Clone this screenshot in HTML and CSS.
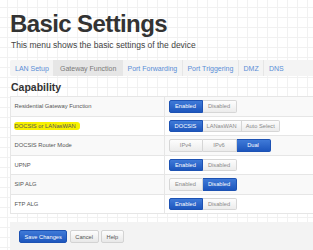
FILE: index.html
```html
<!DOCTYPE html>
<html lang="en">
<head>
    <meta charset="UTF-8">
    <meta name="viewport" content="width=device-width, initial-scale=1.0">
    <title>Basic Settings</title>
    <link rel="stylesheet" href="styles.css">
</head>
<body>

<div class="page">
    <h1>Basic Settings</h1>
    <p class="subtitle">This menu shows the basic settings of the device</p>

    <ul class="tabs">
        <li><a href="#">LAN Setup</a></li>
        <li class="active"><a href="#">Gateway Function</a></li>
        <li><a href="#">Port Forwarding</a></li>
        <li><a href="#">Port Triggering</a></li>
        <li><a href="#">DMZ</a></li>
        <li><a href="#">DNS</a></li>
    </ul>

    <h2>Capability</h2>
    <table class="settings">
        <tbody>
            <tr>
                <td class="label">Residential Gateway Function</td>
                <td>
                    <div class="btn-group">
                        <button class="on">Enabled</button><button>Disabled</button>
                    </div>
                </td>
            </tr>
            <tr>
                <td class="label"><span class="marker">DOCSIS or LANasWAN</span></td>
                <td>
                    <div class="btn-group">
                        <button class="on">DOCSIS</button><button>LANasWAN</button><button>Auto Select</button>
                    </div>
                </td>
            </tr>
            <tr>
                <td class="label">DOCSIS Router Mode</td>
                <td>
                    <div class="btn-group">
                        <button>IPv4</button><button>IPv6</button><button class="on">Dual</button>
                    </div>
                </td>
            </tr>
            <tr>
                <td class="label">UPNP</td>
                <td>
                    <div class="btn-group">
                        <button class="on">Enabled</button><button>Disabled</button>
                    </div>
                </td>
            </tr>
            <tr>
                <td class="label">SIP ALG</td>
                <td>
                    <div class="btn-group">
                        <button>Enabled</button><button class="on">Disabled</button>
                    </div>
                </td>
            </tr>
            <tr>
                <td class="label">FTP ALG</td>
                <td>
                    <div class="btn-group">
                        <button class="on">Enabled</button><button>Disabled</button>
                    </div>
                </td>
            </tr>
        </tbody>
    </table>

    <div class="form-actions">
        <button class="btn btn-primary">Save Changes</button>
        <button class="btn">Cancel</button>
        <button class="btn">Help</button>
    </div>
</div>

</body>
</html>
```

FILE: styles.css
```css
html, body {
    margin: 0;
    padding: 0;
    height: 100%;
    overflow: hidden;
}
body {
    font-family: "Liberation Sans", Arial, sans-serif;
    color: #333;
    background-color: #fff;
    background-image:
        linear-gradient(to right, #f1f1f1 1px, transparent 1px),
        linear-gradient(to bottom, #f1f1f1 1px, transparent 1px);
    background-size: 10px 10px;
    background-position: 7px 7px;
}
.page {
    padding: 12px 0 0 10px;
    width: 420px;
}
h1 {
    margin: 0;
    font-size: 24px;
    line-height: 24px;
    font-weight: bold;
    letter-spacing: -0.6px;
    color: #333;
}
.subtitle {
    margin: 4px 0 0 1px;
    font-size: 8.5px;
    line-height: 10px;
    color: #444;
}

/* tab strip */
.tabs {
    display: flex;
    margin: 10px 0 0;
    padding: 0;
    height: 16px;
    background-color: #f4f4f4;
    border-radius: 2px;
    list-style: none;
}
.tabs li {
    display: flex;
    align-items: center;
    padding: 0 4.6px;
    border-left: 1px solid #e6e6e6;
}
.tabs li:first-child {
    border-left: 0;
    padding-left: 5px;
}
.tabs li.active {
    padding: 0 5.5px;
    background-color: #e6e6e6;
}
.tabs a {
    font-size: 7px;
    color: #5a8ed6;
    text-decoration: none;
}
.tabs li.active a {
    color: #7a7a7a;
}

h2 {
    margin: 5px 0 3px 1px;
    font-size: 10.5px;
    line-height: 12px;
    font-weight: bold;
    color: #333;
}

/* settings table */
.settings {
    width: 100%;
    border-collapse: collapse;
}
.settings td {
    height: 18.5px;
    padding: 0 4px;
    font-size: 5.8px;
    line-height: 8px;
    border-top: 1px solid #e6e6e6;
    border-bottom: 1px solid #e6e6e6;
    vertical-align: middle;
}
.settings tr:nth-child(odd) td {
    background-color: #f9f9f9;
}
.settings tr:nth-child(even) td {
    background-color: #fff;
}
.settings td.label {
    width: 145px;
    border-left: 1px solid #e6e6e6;
    border-right: 1px solid #e6e6e6;
    padding-left: 3.5px;
    color: #555;
}
.marker {
    background-color: #f7f000;
    padding: 1px 4px 1px 1px;
    margin-left: -1px;
    border-radius: 3px;
}

/* toggle groups */
.btn-group {
    display: flex;
}
.btn-group button {
    min-width: 34px;
    height: 12.5px;
    padding: 0 4px;
    margin: 0;
    font-family: "Liberation Sans", Arial, sans-serif;
    font-size: 5.7px;
    color: #8a8a8a;
    background: linear-gradient(#fdfdfd, #ececec);
    border: 1px solid #d6d6d6;
    border-left-width: 0;
}
.btn-group button:first-child {
    border-left-width: 1px;
    border-radius: 2px 0 0 2px;
}
.btn-group button:last-child {
    border-radius: 0 2px 2px 0;
}
.btn-group button.on {
    color: #fff;
    background: linear-gradient(#3f7ad8, #1d56bd);
    border-color: #1d52b3;
}

/* footer bar */
.form-actions {
    display: flex;
    gap: 2.5px;
    margin-top: 8px;
    padding: 8px 9px;
    height: 40px;
    background-color: #f3f3f3;
}
.btn {
    height: 13px;
    padding: 0 4.5px;
    font-family: "Liberation Sans", Arial, sans-serif;
    font-size: 5.7px;
    color: #555;
    background: linear-gradient(#fdfdfd, #e8e8e8);
    border: 1px solid #d3d3d3;
    border-radius: 2px;
}
.btn-primary {
    color: #fff;
    background: linear-gradient(#3f7ad8, #1d56bd);
    border-color: #1d52b3;
}
```
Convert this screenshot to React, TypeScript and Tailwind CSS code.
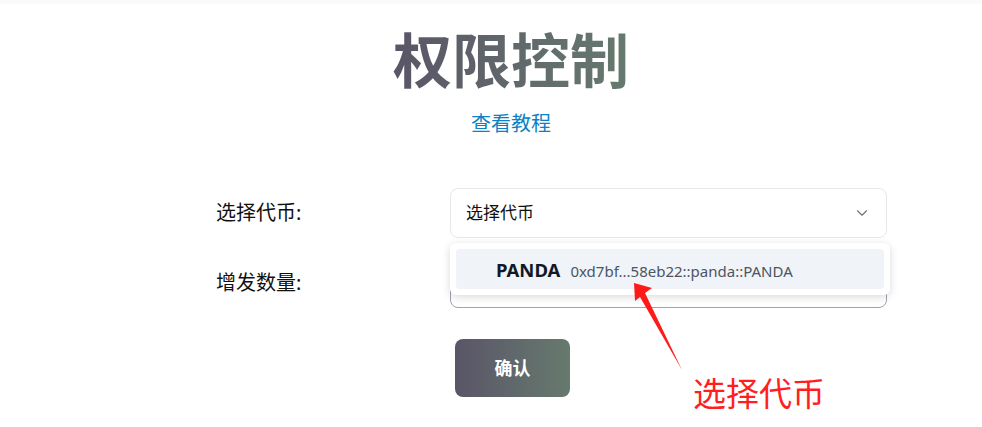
import { ChevronDown } from "lucide-react";

const font = { fontFamily: '"Noto Sans", "Noto Sans CJK SC", sans-serif' };

function App() {
  return (
    <div className="relative w-[982px] h-[427px] bg-white overflow-hidden" style={font}>
      <div className="h-[4px] bg-[#fafafa]" />
      <div className="flex flex-col items-center pt-[20px] pl-[40px]">
        <h1 className="text-[59px] leading-[72px] font-bold bg-gradient-to-r from-[#5a5567] to-[#667a6e] bg-clip-text text-transparent">
          权限控制
        </h1>
        <a className="mt-[15px] text-[20px] leading-[26px] text-[#0b82c4]">查看教程</a>
      </div>

      <div className="flex flex-col pl-[216px] mt-[51px]">
        <div className="flex items-center h-[50px]">
          <label className="w-[234px] text-[20px] text-[#111]">选择代币:</label>
          <div className="relative w-[437px]">
            <div className="flex items-center justify-between h-[50px] px-[15px] border border-[#e5e7eb] rounded-lg">
              <span className="text-[17px] text-[#111]">选择代币</span>
              <ChevronDown className="w-[18px] h-[18px] text-[#6b7280]" strokeWidth={1.5} />
            </div>
            <div className="absolute left-0 top-[55px] w-[440px] bg-white rounded-md shadow-[0_2px_8px_rgba(0,0,0,0.15)] p-[6px] z-10">
              <div className="flex items-baseline gap-[10px] h-[40px] pt-[7px] pl-[40px] bg-[#f0f3f7] rounded">
                <span className="text-[18.5px] font-bold text-[#111827]">PANDA</span>
                <span className="text-[15px] text-[#4b5563]">0xd7bf...58eb22::panda::PANDA</span>
              </div>
            </div>
          </div>
        </div>

        <div className="flex items-center h-[50px] mt-[20px]">
          <label className="w-[234px] text-[20px] text-[#111]">增发数量:</label>
          <input className="w-[437px] h-[50px] border border-[#9ca3af] rounded-lg px-[15px]" />
        </div>

        <div className="flex pl-[239px] mt-[31px]">
          <button className="w-[115px] h-[58px] rounded-lg bg-gradient-to-r from-[#5a5567] to-[#667a6e] text-white font-bold text-[18px]">
            确认
          </button>
        </div>
      </div>

      <svg className="absolute left-0 top-0 pointer-events-none z-20" width="982" height="427">
        <polygon points="634,283 652,288 645,293 682,370 640,297 635,301" fill="#ff1a1a" />
      </svg>
      <div className="absolute left-[693px] top-[371px] text-[33px] leading-[46px] text-[#ff1f1f] z-20">
        选择代币
      </div>
    </div>
  );
}

export default App;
----------
**WHAT YOU HAVE TO DO**
Give the number of lines in the listing above that contain "screenshot", and nothing else.

**THE COMPLETED TASK**
2